I've always believed that this process is similar to the Scientific Method and should be explained as such to mathematics students. And the ost important personal quality for mathematical research? I suggest persistence in the face of frustration! Just ask Prof. Wiles, or, better yet, his wife!

Anonymous said...

Thanks for another great blog. This morning I was re-reading it with the intention of commending your emphasis on the process and on asking questions, but I see you've just preceded me in pointing this out :).

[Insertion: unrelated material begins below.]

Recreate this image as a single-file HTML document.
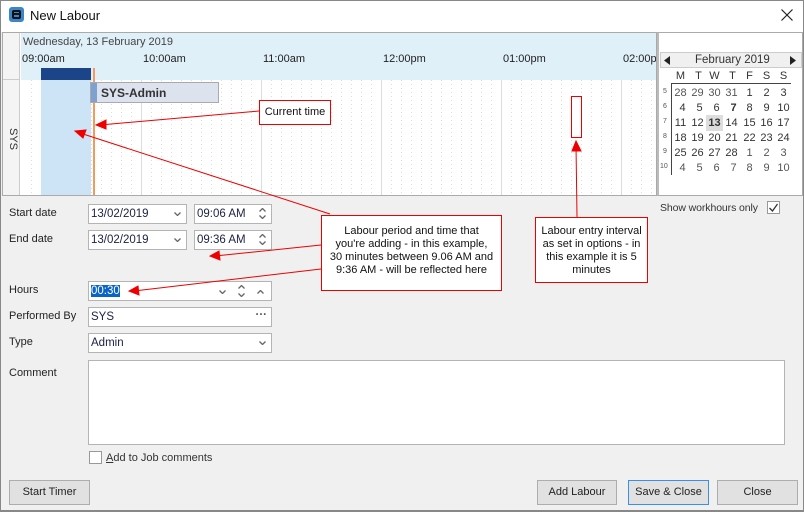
<!DOCTYPE html>
<html><head><meta charset="utf-8"><style>
*{box-sizing:border-box;margin:0;padding:0}
body{width:804px;height:512px;overflow:hidden;background:#f0f0f0;font-family:"Liberation Sans",sans-serif;font-size:11px;color:#222;position:relative}
.a{position:absolute}
.inp{position:absolute;background:#fff;border:1px solid #b4b4b4;height:20px;color:#1b2145;padding:3px 0 0 2px;font-size:11.5px}
.lbl{position:absolute;left:9px;font-size:11px;color:#222}
.btn{position:absolute;top:480px;height:25px;background:#e1e1e1;border:1px solid #adadad;text-align:center;line-height:23px;font-size:11px;color:#222}
.call{position:absolute;background:#fff;border:1px solid #e00;text-align:center;font-size:11px;line-height:13px;color:#111}
.cal span{position:absolute;width:17px;text-align:center;font-size:11px;color:#333}
.wk{position:absolute;left:663px;font-size:7px;color:#555}
.chev{position:absolute;color:#666}
</style></head><body>
<!-- title bar -->
<div class="a" style="left:0;top:0;width:804px;height:32px;background:#fff;border:1px solid #888;border-bottom:none"></div>
<div class="a" style="left:9px;top:7px;width:15px;height:15px;background:#3a86c8;border-radius:3px"></div>
<div class="a" style="left:12px;top:10px;width:9px;height:9px;border:2px solid #111;border-radius:2px"></div>
<div class="a" style="left:12px;top:13px;width:9px;height:2px;background:#111"></div>
<div class="a" style="left:30px;top:8px;font-size:13px;color:#111">New Labour</div>
<svg class="a" style="left:781px;top:9px" width="12" height="12"><path d="M0.5 0.5L11.5 11.5M11.5 0.5L0.5 11.5" stroke="#222" stroke-width="1.2"/></svg>
<div class="a" style="left:0;top:32px;width:1px;height:480px;background:#888"></div>
<div class="a" style="left:803px;top:32px;width:1px;height:480px;background:#888"></div>
<div class="a" style="left:0;top:510px;width:804px;height:2px;background:#888"></div>

<!-- scheduler -->
<div class="a" style="left:2px;top:32px;width:655px;height:164px;background:#fff;border:1px solid #aaa"></div>
<div class="a" style="left:3px;top:33px;width:17px;height:162px;background:#f4f4f4;border-right:1px solid #ccc"></div>
<div class="a" style="left:3px;top:79px;width:17px;height:1px;background:#ccc"></div>
<div class="a" style="top:128px;transform:rotate(90deg);transform-origin:left top;left:19px;font-size:11px;color:#333">SYS</div>
<div class="a" style="left:21px;top:33px;width:635px;height:47px;background:#dff0f8"></div>
<div class="a" style="left:23px;top:36px;color:#444;font-size:11px">Wednesday, 13 February 2019</div>
<div class="a" style="left:22px;top:53px;color:#222">09:00am</div>
<div class="a" style="left:143px;top:53px;color:#222">10:00am</div>
<div class="a" style="left:263px;top:53px;color:#222">11:00am</div>
<div class="a" style="left:383px;top:53px;color:#222">12:00pm</div>
<div class="a" style="left:503px;top:53px;color:#222">01:00pm</div>
<div class="a" style="left:623px;top:53px;color:#222;width:33px;overflow:hidden;white-space:nowrap">02:00pm</div>
<svg class="a" style="left:21px;top:80px" width="635" height="115">
<g stroke="#ddd" stroke-dasharray="1,3">
<line x1="10.5" y1="0" x2="10.5" y2="115"/><line x1="20.5" y1="0" x2="20.5" y2="115"/><line x1="30.5" y1="0" x2="30.5" y2="115"/><line x1="40.5" y1="0" x2="40.5" y2="115"/><line x1="50.5" y1="0" x2="50.5" y2="115"/><line x1="60.5" y1="0" x2="60.5" y2="115"/><line x1="70.5" y1="0" x2="70.5" y2="115"/><line x1="80.5" y1="0" x2="80.5" y2="115"/><line x1="90.5" y1="0" x2="90.5" y2="115"/><line x1="100.5" y1="0" x2="100.5" y2="115"/><line x1="110.5" y1="0" x2="110.5" y2="115"/>
<line x1="130.5" y1="0" x2="130.5" y2="115"/><line x1="140.5" y1="0" x2="140.5" y2="115"/><line x1="150.5" y1="0" x2="150.5" y2="115"/><line x1="160.5" y1="0" x2="160.5" y2="115"/><line x1="170.5" y1="0" x2="170.5" y2="115"/><line x1="180.5" y1="0" x2="180.5" y2="115"/><line x1="190.5" y1="0" x2="190.5" y2="115"/><line x1="200.5" y1="0" x2="200.5" y2="115"/><line x1="210.5" y1="0" x2="210.5" y2="115"/><line x1="220.5" y1="0" x2="220.5" y2="115"/><line x1="230.5" y1="0" x2="230.5" y2="115"/>
<line x1="250.5" y1="0" x2="250.5" y2="115"/><line x1="260.5" y1="0" x2="260.5" y2="115"/><line x1="270.5" y1="0" x2="270.5" y2="115"/><line x1="280.5" y1="0" x2="280.5" y2="115"/><line x1="290.5" y1="0" x2="290.5" y2="115"/><line x1="300.5" y1="0" x2="300.5" y2="115"/><line x1="310.5" y1="0" x2="310.5" y2="115"/><line x1="320.5" y1="0" x2="320.5" y2="115"/><line x1="330.5" y1="0" x2="330.5" y2="115"/><line x1="340.5" y1="0" x2="340.5" y2="115"/><line x1="350.5" y1="0" x2="350.5" y2="115"/>
<line x1="370.5" y1="0" x2="370.5" y2="115"/><line x1="380.5" y1="0" x2="380.5" y2="115"/><line x1="390.5" y1="0" x2="390.5" y2="115"/><line x1="400.5" y1="0" x2="400.5" y2="115"/><line x1="410.5" y1="0" x2="410.5" y2="115"/><line x1="420.5" y1="0" x2="420.5" y2="115"/><line x1="430.5" y1="0" x2="430.5" y2="115"/><line x1="440.5" y1="0" x2="440.5" y2="115"/><line x1="450.5" y1="0" x2="450.5" y2="115"/><line x1="460.5" y1="0" x2="460.5" y2="115"/><line x1="470.5" y1="0" x2="470.5" y2="115"/>
<line x1="490.5" y1="0" x2="490.5" y2="115"/><line x1="500.5" y1="0" x2="500.5" y2="115"/><line x1="510.5" y1="0" x2="510.5" y2="115"/><line x1="520.5" y1="0" x2="520.5" y2="115"/><line x1="530.5" y1="0" x2="530.5" y2="115"/><line x1="540.5" y1="0" x2="540.5" y2="115"/><line x1="550.5" y1="0" x2="550.5" y2="115"/><line x1="560.5" y1="0" x2="560.5" y2="115"/><line x1="570.5" y1="0" x2="570.5" y2="115"/><line x1="580.5" y1="0" x2="580.5" y2="115"/><line x1="590.5" y1="0" x2="590.5" y2="115"/>
<line x1="610.5" y1="0" x2="610.5" y2="115"/><line x1="620.5" y1="0" x2="620.5" y2="115"/><line x1="630.5" y1="0" x2="630.5" y2="115"/>
</g>
<g stroke="#ddd"><line x1="120.5" y1="0" x2="120.5" y2="115"/><line x1="240.5" y1="0" x2="240.5" y2="115"/><line x1="360.5" y1="0" x2="360.5" y2="115"/><line x1="480.5" y1="0" x2="480.5" y2="115"/><line x1="600.5" y1="0" x2="600.5" y2="115"/></g>
</svg>
<div class="a" style="left:41px;top:68px;width:50px;height:12px;background:#1b4588"></div>
<div class="a" style="left:41px;top:80px;width:50px;height:115px;background:#cde4f6"></div>
<div class="a" style="left:93px;top:68px;width:2px;height:127px;background:#f59a5a"></div>
<div class="a" style="left:90px;top:82px;width:129px;height:21px;background:#dce2ee;border:1px solid #aaa"></div>
<div class="a" style="left:91px;top:83px;width:6px;height:19px;background:#7ea1cf"></div>
<div class="a" style="left:101px;top:86px;font-weight:bold;font-size:12px;color:#333">SYS-Admin</div>

<!-- calendar -->
<div class="a" style="left:657px;top:32px;width:146px;height:164px;background:#fff;border:1px solid #aaa;border-left:2px solid #bbb"></div>
<div class="a" style="left:660px;top:52px;width:142px;height:16px;background:#f0f0f0;border:1px solid #ccc"></div>
<svg class="a" style="left:664px;top:56px" width="6" height="9"><path d="M6 0L0 4.5L6 9Z" fill="#222"/></svg>
<svg class="a" style="left:790px;top:56px" width="6" height="9"><path d="M0 0L6 4.5L0 9Z" fill="#222"/></svg>
<div class="a" style="left:695px;top:54px;font-size:11.5px;color:#333">February 2019</div>
<div class="a" style="left:671px;top:83px;width:120px;height:1px;background:#444"></div>
<div class="a" style="left:671px;top:83px;width:1px;height:92px;background:#444"></div>
<div class="cal">
<span style="left:672px;top:70px">M</span><span style="left:690px;top:70px">T</span><span style="left:706px;top:70px">W</span><span style="left:724px;top:70px">T</span><span style="left:741px;top:70px">F</span><span style="left:758px;top:70px">S</span><span style="left:775px;top:70px">S</span>
<div class="wk" style="top:88px">5</div><div class="wk" style="top:103px">6</div><div class="wk" style="top:118px">7</div><div class="wk" style="top:133px">8</div><div class="wk" style="top:148px">9</div><div class="wk" style="top:163px;left:660px">10</div>
<span style="left:672px;top:87px;color:#555">28</span><span style="left:689px;top:87px;color:#555">29</span><span style="left:706px;top:87px;color:#555">30</span><span style="left:723px;top:87px;color:#555">31</span><span style="left:741px;top:87px">1</span><span style="left:758px;top:87px">2</span><span style="left:775px;top:87px">3</span>
<span style="left:674px;top:102px">4</span><span style="left:691px;top:102px">5</span><span style="left:708px;top:102px">6</span><span style="left:725px;top:102px;font-weight:bold">7</span><span style="left:741px;top:102px">8</span><span style="left:758px;top:102px">9</span><span style="left:775px;top:102px">10</span>
<span style="left:672px;top:117px">11</span><span style="left:689px;top:117px">12</span><span style="left:706px;top:115px;font-weight:bold;background:#ddd;height:16px;padding-top:2px">13</span><span style="left:723px;top:117px">14</span><span style="left:741px;top:117px">15</span><span style="left:758px;top:117px">16</span><span style="left:775px;top:117px">17</span>
<span style="left:672px;top:132px">18</span><span style="left:689px;top:132px">19</span><span style="left:706px;top:132px">20</span><span style="left:723px;top:132px">21</span><span style="left:741px;top:132px">22</span><span style="left:758px;top:132px">23</span><span style="left:775px;top:132px">24</span>
<span style="left:672px;top:147px">25</span><span style="left:689px;top:147px">26</span><span style="left:706px;top:147px">27</span><span style="left:723px;top:147px">28</span><span style="left:741px;top:147px;color:#555">1</span><span style="left:758px;top:147px;color:#555">2</span><span style="left:775px;top:147px;color:#555">3</span>
<span style="left:674px;top:162px;color:#555">4</span><span style="left:691px;top:162px;color:#555">5</span><span style="left:708px;top:162px;color:#555">6</span><span style="left:725px;top:162px;color:#555">7</span><span style="left:741px;top:162px;color:#555">8</span><span style="left:758px;top:162px;color:#555">9</span><span style="left:775px;top:162px;color:#555">10</span>
</div>

<!-- show workhours -->
<div class="a" style="left:660px;top:202px;color:#333;font-size:10.5px;letter-spacing:-0.1px">Show workhours only</div>
<div class="a" style="left:767px;top:201px;width:13px;height:13px;background:#fff;border:1px solid #999"></div>
<svg class="a" style="left:769px;top:203px" width="9" height="9"><path d="M0.5 5L3.5 8L8.5 1" stroke="#333" stroke-width="1.3" fill="none"/></svg>

<!-- form -->
<div class="lbl" style="top:207px">Start date</div>
<div class="lbl" style="top:233px">End date</div>
<div class="lbl" style="top:284px">Hours</div>
<div class="lbl" style="top:310px">Performed By</div>
<div class="lbl" style="top:336px">Type</div>
<div class="lbl" style="top:367px">Comment</div>
<svg width="0" height="0" style="position:absolute"><defs>
<path id="dn" d="M0.5 0.5L3.5 3.5L6.5 0.5" stroke="#666" stroke-width="1.3" fill="none"/>
<path id="up" d="M0.5 3.5L3.5 0.5L6.5 3.5" stroke="#666" stroke-width="1.3" fill="none"/>
</defs></svg>
<div class="inp" style="left:88px;top:204px;width:99px">13/02/2019<svg class="chev" style="right:5px;top:7px" width="7" height="4"><use href="#dn"/></svg></div>
<div class="inp" style="left:194px;top:204px;width:78px">09:06 AM<svg class="chev" style="right:5px;top:3px" width="7" height="4"><use href="#up"/></svg><svg class="chev" style="right:5px;top:10px" width="7" height="4"><use href="#dn"/></svg></div>
<div class="inp" style="left:88px;top:230px;width:99px">13/02/2019<svg class="chev" style="right:5px;top:7px" width="7" height="4"><use href="#dn"/></svg></div>
<div class="inp" style="left:194px;top:230px;width:78px">09:36 AM<svg class="chev" style="right:5px;top:3px" width="7" height="4"><use href="#up"/></svg><svg class="chev" style="right:5px;top:10px" width="7" height="4"><use href="#dn"/></svg></div>
<div class="inp" style="left:88px;top:281px;width:184px"><span style="background:#0a64c8;color:#fff">00:30</span><svg class="chev" style="left:130px;top:8px" width="7" height="4"><use href="#dn"/></svg><svg class="chev" style="left:149px;top:3px" width="7" height="4"><use href="#up"/></svg><svg class="chev" style="left:149px;top:11px" width="7" height="4"><use href="#dn"/></svg><svg class="chev" style="left:168px;top:8px" width="7" height="4"><use href="#up"/></svg></div>
<div class="inp" style="left:88px;top:307px;width:184px">SYS<span class="a" style="right:4px;top:1px;color:#555;font-weight:bold">···</span></div>
<div class="inp" style="left:88px;top:333px;width:184px">Admin<svg class="chev" style="right:5px;top:7px" width="7" height="4"><use href="#dn"/></svg></div>
<div class="inp" style="left:88px;top:360px;width:697px;height:85px"></div>
<div class="a" style="left:89px;top:451px;width:13px;height:13px;background:#fff;border:1px solid #999"></div>
<div class="a" style="left:106px;top:452px;color:#333"><u>A</u>dd to Job comments</div>

<div class="btn" style="left:9px;width:81px">Start Timer</div>
<div class="btn" style="left:537px;width:80px">Add Labour</div>
<div class="btn" style="left:628px;width:81px;border-color:#3c8ee8">Save &amp; Close</div>
<div class="btn" style="left:717px;width:81px">Close</div>

<!-- callouts -->
<div class="a" style="left:571px;top:96px;width:11px;height:42px;border:1px solid #e00"></div>
<svg class="a" style="left:0;top:0" width="804" height="512">
<g stroke="#e00" stroke-width="1" fill="#e00">
<line x1="259" y1="111" x2="100" y2="125"/><polygon points="96,125 106,120 106,129"/>
<line x1="330" y1="214" x2="80" y2="133"/><polygon points="75,131 86,130 83,138"/>
<line x1="321" y1="245" x2="215" y2="256"/><polygon points="210,256 219,251 220,260"/>
<line x1="321" y1="269" x2="134" y2="291"/><polygon points="129,291 138,286 139,295"/>
<line x1="577" y1="217" x2="576" y2="145"/><polygon points="576,141 572,151 581,151"/>
</g></svg>
<div class="call" style="left:259px;top:100px;width:72px;height:25px;line-height:23px">Current time</div>
<div class="call" style="left:321px;top:215px;width:181px;height:76px;padding-top:9px">Labour period and time that<br>you're adding - in this example,<br>30 minutes between 9.06 AM and<br>9:36 AM - will be reflected here</div>
<div class="call" style="left:535px;top:217px;width:113px;height:66px;padding-top:7px">Labour entry interval<br>as set in options - in<br>this example it is 5<br>minutes</div>
</body></html>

I believe the results we get in math, in science, or elsewhere for that matter, depend a whole lot on the process followed and the questions asked. Glad to see you're using math as a vehicle to expose students to this.


Anonymous said...

More about The Number Devil.

I used it at the end of the year last year with my 5th graders. It was that last week of school when you can't really do anything, but I still wanted them to be engaged and doing stuff. Each day during math time, I read them a chapter and then we did some work with the concepts in that chapter. We didn't make it through the whole book (by design, the later chapters get a bit beyond what my 5th graders were ready for). They really enjoyed the quick-tempered number devil. Other topics explored: primes, Pascal's triangle, infinite series. Lots more too, but the book is at school and I'm at home. I highly recommend this book. I bought it for myself, but immediately saw the applications in the classroom. Many of my kids didn't realize they were still 'doing math' when we read and did activities with the book.